▶ [Exercise prompt]
Omit any picture, and return the remaining data exactly as written.

** START OF Dataset section **

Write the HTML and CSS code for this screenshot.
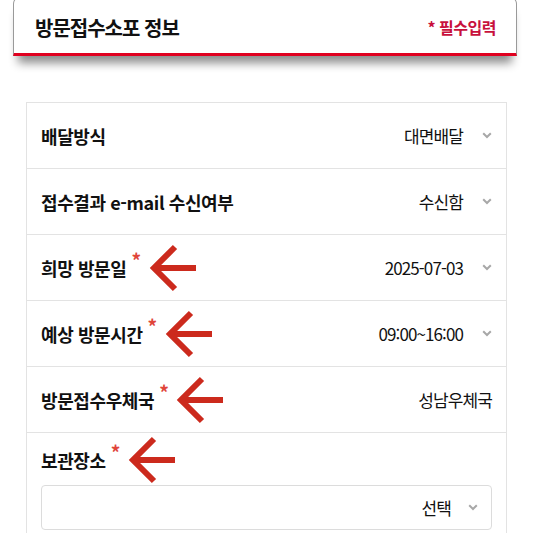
FILE: index.html
```html
<!DOCTYPE html>
<html lang="ko">

<head>
    <meta charset="UTF-8">
    <meta name="viewport" content="width=device-width, initial-scale=1.0">
    <title>방문접수소포 정보</title>

    <link rel="stylesheet" href="styles.css">
</head>

<body>
    <div class="panel-header">
        <h2>방문접수소포 정보</h2>
        <span class="required-note">* 필수입력</span>
    </div>

    <ul class="form-list">
        <li class="row">
            <span class="label">배달방식</span>
            <span class="value">대면배달<i class="chevron"></i></span>
        </li>
        <li class="row">
            <span class="label">접수결과 e-mail 수신여부</span>
            <span class="value">수신함<i class="chevron"></i></span>
        </li>
        <li class="row">
            <span class="label"><span>희망 방문일<em class="req">*</em></span><i class="arrow"></i></span>
            <span class="value">2025-07-03<i class="chevron"></i></span>
        </li>
        <li class="row">
            <span class="label"><span>예상 방문시간<em class="req">*</em></span><i class="arrow"></i></span>
            <span class="value">09:00~16:00<i class="chevron"></i></span>
        </li>
        <li class="row">
            <span class="label"><span>방문접수우체국<em class="req">*</em></span><i class="arrow"></i></span>
            <span class="value">성남우체국</span>
        </li>
        <li class="row row-block">
            <span class="label"><span>보관장소<em class="req">*</em></span><i class="arrow"></i></span>
            <div class="select-box">선택<i class="chevron"></i></div>
        </li>
    </ul>

    <script>
        var arrowSvg = '<svg width="48" height="48" viewBox="0 0 48 48"><path d="M5 24H47" stroke="#cc2a1d" stroke-width="6" fill="none"/><path d="M26 3L5 24L26 45" stroke="#cc2a1d" stroke-width="6" fill="none"/></svg>';
        var chevronSvg = '<svg width="10" height="7" viewBox="0 0 10 7"><path d="M1.2 1.2L5 5L8.8 1.2" stroke="#a8a8a8" stroke-width="2" fill="none"/></svg>';

        document.querySelectorAll('.arrow').forEach(function(el) {
            el.innerHTML = arrowSvg;
        });
        document.querySelectorAll('.chevron').forEach(function(el) {
            el.innerHTML = chevronSvg;
        });
    </script>
</body>

</html>
```

FILE: styles.css
```css
* {
    margin: 0;
    padding: 0;
    box-sizing: border-box;
}

body {
    background-color: #fff;
    font-family: "Noto Sans CJK KR", "Noto Sans", sans-serif;
    color: #111;
}

ul {
    list-style: none;
}

i,
em {
    font-style: normal;
}

.panel-header {
    display: flex;
    align-items: center;
    justify-content: space-between;
    height: 60px;
    margin: -4px 16px 0 13px;
    padding: 0 20px 0 21px;
    background-color: #fff;
    border: 1px solid #9a9a9a;
    border-bottom: 3px solid #e0001f;
    border-radius: 8px 8px 0 0;
    box-shadow: 0 12px 10px -5px rgba(0, 0, 0, 0.45);
}

.panel-header h2 {
    font-size: 20px;
    font-weight: bold;
    letter-spacing: -1px;
    padding-top: 4px;
}

.required-note {
    font-size: 16px;
    font-weight: bold;
    letter-spacing: -0.5px;
    color: #c8103c;
    padding-top: 4px;
}

.form-list {
    margin: 46px 26px 0 26px;
    border: 1px solid #e3e3e3;
    border-bottom: none;
}

.row {
    display: flex;
    align-items: center;
    justify-content: space-between;
    height: 66px;
    padding: 0 14px;
    border-bottom: 1px solid #e3e3e3;
}

.row .label {
    display: flex;
    align-items: center;
    font-size: 18px;
    font-weight: bold;
    letter-spacing: -0.4px;
}

/* 필수 표시는 글자 위쪽에 살짝 올려 붙인다 */
.req {
    position: relative;
    top: -8px;
    margin-left: 5px;
    font-size: 19px;
    font-weight: bold;
    line-height: 0;
    color: #e0453a;
}

.arrow {
    display: flex;
    margin-left: 8px;
}

.row .value {
    display: flex;
    align-items: center;
    font-size: 17px;
    letter-spacing: -0.9px;
}

.chevron {
    display: flex;
    margin-left: 19px;
}

.row-block {
    display: block;
    height: auto;
    padding-top: 13px;
    padding-bottom: 14px;
}

.row-block .label {
    height: 28px;
}

.select-box {
    display: flex;
    align-items: center;
    justify-content: flex-end;
    height: 45px;
    margin-top: 11px;
    padding-right: 13px;
    border: 1px solid #dcdcdc;
    border-radius: 4px;
    font-size: 17px;
    letter-spacing: -0.9px;
}

.select-box .chevron {
    margin-left: 17px;
}
```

** END OF Dataset section **

▶ [Answer below]
Write the HTML and CSS code for this screenshot.
FILE: index.html
```html
<!DOCTYPE html>
<html lang="ko">

<head>
    <meta charset="UTF-8">
    <meta name="viewport" content="width=device-width, initial-scale=1.0">
    <title>방문접수소포 정보</title>

    <link rel="stylesheet" href="styles.css">
</head>

<body>
    <div class="panel-header">
        <h2>방문접수소포 정보</h2>
        <span class="required-note">* 필수입력</span>
    </div>

    <ul class="form-list">
        <li class="row">
            <span class="label">배달방식</span>
            <span class="value">대면배달<i class="chevron"></i></span>
        </li>
        <li class="row">
            <span class="label">접수결과 e-mail 수신여부</span>
            <span class="value">수신함<i class="chevron"></i></span>
        </li>
        <li class="row">
            <span class="label"><span>희망 방문일<em class="req">*</em></span><i class="arrow"></i></span>
            <span class="value">2025-07-03<i class="chevron"></i></span>
        </li>
        <li class="row">
            <span class="label"><span>예상 방문시간<em class="req">*</em></span><i class="arrow"></i></span>
            <span class="value">09:00~16:00<i class="chevron"></i></span>
        </li>
        <li class="row">
            <span class="label"><span>방문접수우체국<em class="req">*</em></span><i class="arrow"></i></span>
            <span class="value">성남우체국</span>
        </li>
        <li class="row row-block">
            <span class="label"><span>보관장소<em class="req">*</em></span><i class="arrow"></i></span>
            <div class="select-box">선택<i class="chevron"></i></div>
        </li>
    </ul>

    <script>
        var arrowSvg = '<svg width="48" height="48" viewBox="0 0 48 48"><path d="M5 24H47" stroke="#cc2a1d" stroke-width="6" fill="none"/><path d="M26 3L5 24L26 45" stroke="#cc2a1d" stroke-width="6" fill="none"/></svg>';
        var chevronSvg = '<svg width="10" height="7" viewBox="0 0 10 7"><path d="M1.2 1.2L5 5L8.8 1.2" stroke="#a8a8a8" stroke-width="2" fill="none"/></svg>';

        document.querySelectorAll('.arrow').forEach(function(el) {
            el.innerHTML = arrowSvg;
        });
        document.querySelectorAll('.chevron').forEach(function(el) {
            el.innerHTML = chevronSvg;
        });
    </script>
</body>

</html>
```

FILE: styles.css
```css
* {
    margin: 0;
    padding: 0;
    box-sizing: border-box;
}

body {
    background-color: #fff;
    font-family: "Noto Sans CJK KR", "Noto Sans", sans-serif;
    color: #111;
}

ul {
    list-style: none;
}

i,
em {
    font-style: normal;
}

.panel-header {
    display: flex;
    align-items: center;
    justify-content: space-between;
    height: 60px;
    margin: -4px 16px 0 13px;
    padding: 0 20px 0 21px;
    background-color: #fff;
    border: 1px solid #9a9a9a;
    border-bottom: 3px solid #e0001f;
    border-radius: 8px 8px 0 0;
    box-shadow: 0 12px 10px -5px rgba(0, 0, 0, 0.45);
}

.panel-header h2 {
    font-size: 20px;
    font-weight: bold;
    letter-spacing: -1px;
    padding-top: 4px;
}

.required-note {
    font-size: 16px;
    font-weight: bold;
    letter-spacing: -0.5px;
    color: #c8103c;
    padding-top: 4px;
}

.form-list {
    margin: 46px 26px 0 26px;
    border: 1px solid #e3e3e3;
    border-bottom: none;
}

.row {
    display: flex;
    align-items: center;
    justify-content: space-between;
    height: 66px;
    padding: 0 14px;
    border-bottom: 1px solid #e3e3e3;
}

.row .label {
    display: flex;
    align-items: center;
    font-size: 18px;
    font-weight: bold;
    letter-spacing: -0.4px;
}

/* 필수 표시는 글자 위쪽에 살짝 올려 붙인다 */
.req {
    position: relative;
    top: -8px;
    margin-left: 5px;
    font-size: 19px;
    font-weight: bold;
    line-height: 0;
    color: #e0453a;
}

.arrow {
    display: flex;
    margin-left: 8px;
}

.row .value {
    display: flex;
    align-items: center;
    font-size: 17px;
    letter-spacing: -0.9px;
}

.chevron {
    display: flex;
    margin-left: 19px;
}

.row-block {
    display: block;
    height: auto;
    padding-top: 13px;
    padding-bottom: 14px;
}

.row-block .label {
    height: 28px;
}

.select-box {
    display: flex;
    align-items: center;
    justify-content: flex-end;
    height: 45px;
    margin-top: 11px;
    padding-right: 13px;
    border: 1px solid #dcdcdc;
    border-radius: 4px;
    font-size: 17px;
    letter-spacing: -0.9px;
}

.select-box .chevron {
    margin-left: 17px;
}
```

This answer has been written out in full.